Talks revive on foreign listings in FTZ
Speculation over the opening of an international board in the China (Shanghai) Pilot Free Trade Zone, although denied by the Shanghai Stock Exchange, has taken on a new twist, with a published report saying that foreign companies might be able to sell shares in the zone.
A source with direct knowledge of the matter was quoted by The Wall Street Journal as saying that the authorities are working on a proposal to enable qualified foreign companies registered in the FTZ to sell shares via initial public offerings, ahead of listings on a designated trading platform in the zone.
The Shanghai Equity Exchange, in which the Shanghai Stock Exchange holds a 29-percent stake, plans to develop a platform to enable foreign companies registered in the FTZ to sell shares, according to The Wall Street Journal. But no time frame has been specified.

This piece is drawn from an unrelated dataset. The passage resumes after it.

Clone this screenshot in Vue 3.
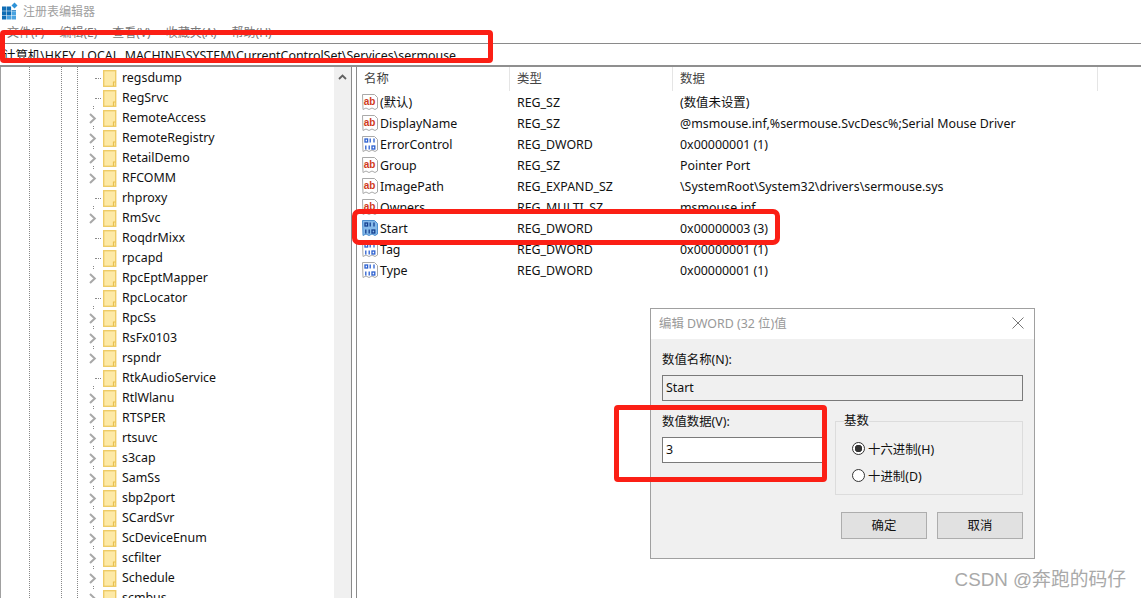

The Shanghai Equity Exchange, the city's only over-the-counter market for unlisted companies, opened last year to help technology companies and small companies raise capital.
Without responding directly to the possibility of setting up such a platform, Zhang Yunfeng, general manager of the Shanghai Equity Exchange, was quoted by Shanghai-based financial information provider AAStocks.com Ltd as saying that the exchange has set up an FTZ team to study the task, as directed by local authorities.
Zhang also reportedly said that the exchange is focusing on the possibility of the full convertibility of the yuan.
The proposed platform to allow foreign companies to issue shares is seen as a test for the Shanghai Stock Exchange's international board.